# Objective
Transcribe all of the material below word for word and leave out its pictures.

[Start Available data]

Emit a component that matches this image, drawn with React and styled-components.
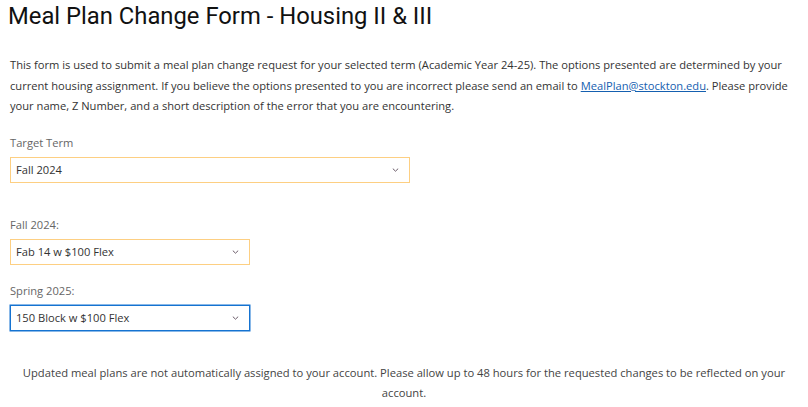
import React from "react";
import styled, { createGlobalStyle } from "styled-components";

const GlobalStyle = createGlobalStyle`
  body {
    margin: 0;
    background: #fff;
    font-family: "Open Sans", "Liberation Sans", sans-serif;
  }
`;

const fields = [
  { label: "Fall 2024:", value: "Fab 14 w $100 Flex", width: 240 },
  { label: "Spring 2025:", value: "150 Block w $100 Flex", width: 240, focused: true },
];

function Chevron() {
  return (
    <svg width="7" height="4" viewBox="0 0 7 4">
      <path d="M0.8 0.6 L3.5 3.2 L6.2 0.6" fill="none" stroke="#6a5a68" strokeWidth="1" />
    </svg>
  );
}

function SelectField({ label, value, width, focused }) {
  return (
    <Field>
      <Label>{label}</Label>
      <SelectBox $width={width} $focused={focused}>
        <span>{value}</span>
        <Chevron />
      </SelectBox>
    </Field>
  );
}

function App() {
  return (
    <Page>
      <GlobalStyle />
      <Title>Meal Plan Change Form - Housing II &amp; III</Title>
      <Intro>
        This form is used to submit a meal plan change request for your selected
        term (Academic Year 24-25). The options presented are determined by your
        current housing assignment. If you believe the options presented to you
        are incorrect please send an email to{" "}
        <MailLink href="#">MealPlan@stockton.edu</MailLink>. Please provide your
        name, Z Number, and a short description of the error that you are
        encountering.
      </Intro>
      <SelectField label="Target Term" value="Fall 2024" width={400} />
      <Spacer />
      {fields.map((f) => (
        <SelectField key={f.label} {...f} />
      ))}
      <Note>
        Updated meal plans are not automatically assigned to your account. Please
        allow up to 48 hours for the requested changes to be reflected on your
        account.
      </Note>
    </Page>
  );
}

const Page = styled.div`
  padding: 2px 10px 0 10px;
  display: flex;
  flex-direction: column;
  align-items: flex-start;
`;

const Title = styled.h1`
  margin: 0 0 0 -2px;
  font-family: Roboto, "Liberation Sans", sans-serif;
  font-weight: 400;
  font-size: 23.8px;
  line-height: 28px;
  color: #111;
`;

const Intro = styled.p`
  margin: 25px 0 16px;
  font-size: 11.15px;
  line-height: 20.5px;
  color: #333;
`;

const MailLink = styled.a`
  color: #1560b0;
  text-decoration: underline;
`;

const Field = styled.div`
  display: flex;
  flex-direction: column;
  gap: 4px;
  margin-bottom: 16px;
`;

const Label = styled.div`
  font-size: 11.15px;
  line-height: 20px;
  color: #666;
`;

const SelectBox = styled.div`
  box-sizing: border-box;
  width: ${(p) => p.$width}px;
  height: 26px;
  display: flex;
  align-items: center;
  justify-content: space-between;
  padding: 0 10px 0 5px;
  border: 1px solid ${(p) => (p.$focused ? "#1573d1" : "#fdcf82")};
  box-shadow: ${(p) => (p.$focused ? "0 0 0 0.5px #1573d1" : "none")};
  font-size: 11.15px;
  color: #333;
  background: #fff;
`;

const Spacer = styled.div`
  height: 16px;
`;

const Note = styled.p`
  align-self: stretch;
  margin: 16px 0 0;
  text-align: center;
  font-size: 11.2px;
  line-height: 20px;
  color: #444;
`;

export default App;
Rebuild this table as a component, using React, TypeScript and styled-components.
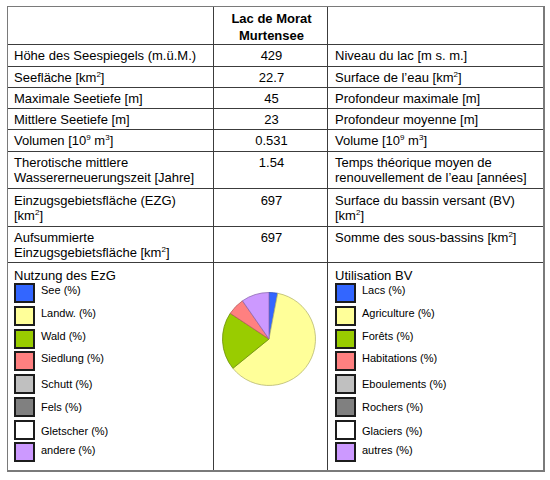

[End Available data]

# Response to this exercise
Emit a component that matches this image, drawn with React and styled-components.
import React from "react";
import styled, { createGlobalStyle } from "styled-components";

const GlobalStyle = createGlobalStyle`
  body {
    margin: 0;
    background: #fff;
    font-family: "Open Sans", "Liberation Sans", sans-serif;
  }
`;

const fields = [
  { label: "Fall 2024:", value: "Fab 14 w $100 Flex", width: 240 },
  { label: "Spring 2025:", value: "150 Block w $100 Flex", width: 240, focused: true },
];

function Chevron() {
  return (
    <svg width="7" height="4" viewBox="0 0 7 4">
      <path d="M0.8 0.6 L3.5 3.2 L6.2 0.6" fill="none" stroke="#6a5a68" strokeWidth="1" />
    </svg>
  );
}

function SelectField({ label, value, width, focused }) {
  return (
    <Field>
      <Label>{label}</Label>
      <SelectBox $width={width} $focused={focused}>
        <span>{value}</span>
        <Chevron />
      </SelectBox>
    </Field>
  );
}

function App() {
  return (
    <Page>
      <GlobalStyle />
      <Title>Meal Plan Change Form - Housing II &amp; III</Title>
      <Intro>
        This form is used to submit a meal plan change request for your selected
        term (Academic Year 24-25). The options presented are determined by your
        current housing assignment. If you believe the options presented to you
        are incorrect please send an email to{" "}
        <MailLink href="#">MealPlan@stockton.edu</MailLink>. Please provide your
        name, Z Number, and a short description of the error that you are
        encountering.
      </Intro>
      <SelectField label="Target Term" value="Fall 2024" width={400} />
      <Spacer />
      {fields.map((f) => (
        <SelectField key={f.label} {...f} />
      ))}
      <Note>
        Updated meal plans are not automatically assigned to your account. Please
        allow up to 48 hours for the requested changes to be reflected on your
        account.
      </Note>
    </Page>
  );
}

const Page = styled.div`
  padding: 2px 10px 0 10px;
  display: flex;
  flex-direction: column;
  align-items: flex-start;
`;

const Title = styled.h1`
  margin: 0 0 0 -2px;
  font-family: Roboto, "Liberation Sans", sans-serif;
  font-weight: 400;
  font-size: 23.8px;
  line-height: 28px;
  color: #111;
`;

const Intro = styled.p`
  margin: 25px 0 16px;
  font-size: 11.15px;
  line-height: 20.5px;
  color: #333;
`;

const MailLink = styled.a`
  color: #1560b0;
  text-decoration: underline;
`;

const Field = styled.div`
  display: flex;
  flex-direction: column;
  gap: 4px;
  margin-bottom: 16px;
`;

const Label = styled.div`
  font-size: 11.15px;
  line-height: 20px;
  color: #666;
`;

const SelectBox = styled.div`
  box-sizing: border-box;
  width: ${(p) => p.$width}px;
  height: 26px;
  display: flex;
  align-items: center;
  justify-content: space-between;
  padding: 0 10px 0 5px;
  border: 1px solid ${(p) => (p.$focused ? "#1573d1" : "#fdcf82")};
  box-shadow: ${(p) => (p.$focused ? "0 0 0 0.5px #1573d1" : "none")};
  font-size: 11.15px;
  color: #333;
  background: #fff;
`;

const Spacer = styled.div`
  height: 16px;
`;

const Note = styled.p`
  align-self: stretch;
  margin: 16px 0 0;
  text-align: center;
  font-size: 11.2px;
  line-height: 20px;
  color: #444;
`;

export default App;
Rebuild this table as a component, using React, TypeScript and styled-components.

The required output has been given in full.